I have been with my students for almost all of the last quarter.  I have gotten to know them within the context of the school and increasingly in the context of their families and the larger community.   Some can walk to school.  Others take a bus, or Metro, or both.  A few are transported in family cars.  

By now I know their personalities, their strengths and weaknesses, in some cases their hopes and fears.

I wish I had more than three days to reflect.  I was off yesterday because i had a tooth pulled early in the morning.  I reflected some about the weeks as l recovered from the procedure, and have continued that process this morning, before I head to school.

I am not paid for this.  Were I to volunteer to assist for the regular 1/2-day Saturday school, I would receive extra compensation.  But that focuses on math and reading and there are those better qualified for that than am I, and there are teachers who need that compensation more than I do.  

I will be in my room for at least 30 minutes before Saturday school begins at 9 and will stay after it ends at noon for any of my students who may come for the regular extra help but still want help with me.  If few or none show up, I can work on my plans and make notes on my students.

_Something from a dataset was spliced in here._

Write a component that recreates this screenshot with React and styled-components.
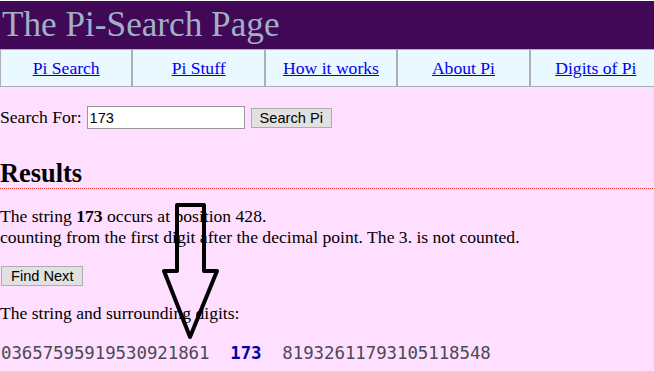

But for now let me offer these thoughts . . .

I know I am making a difference for at least some students.  I stayed after school late on Thursday to provide another opportunity to make up work and give me an excuse for raising grades.

I have high standards for what I expect.

Many of my students had failed 1st quarter with my predecessor, some unfairly.

Were they to fail again this quarter, some would give up, even though they could still pass for the year.

I want to challenge them to grow, but I also need to encourage them.

When they come for extra help like on Thursday or possibly today, I can work more closely with them than I can during the regular class period, even though our classes are relatively small (my largest currently 18) because our students need so much attention.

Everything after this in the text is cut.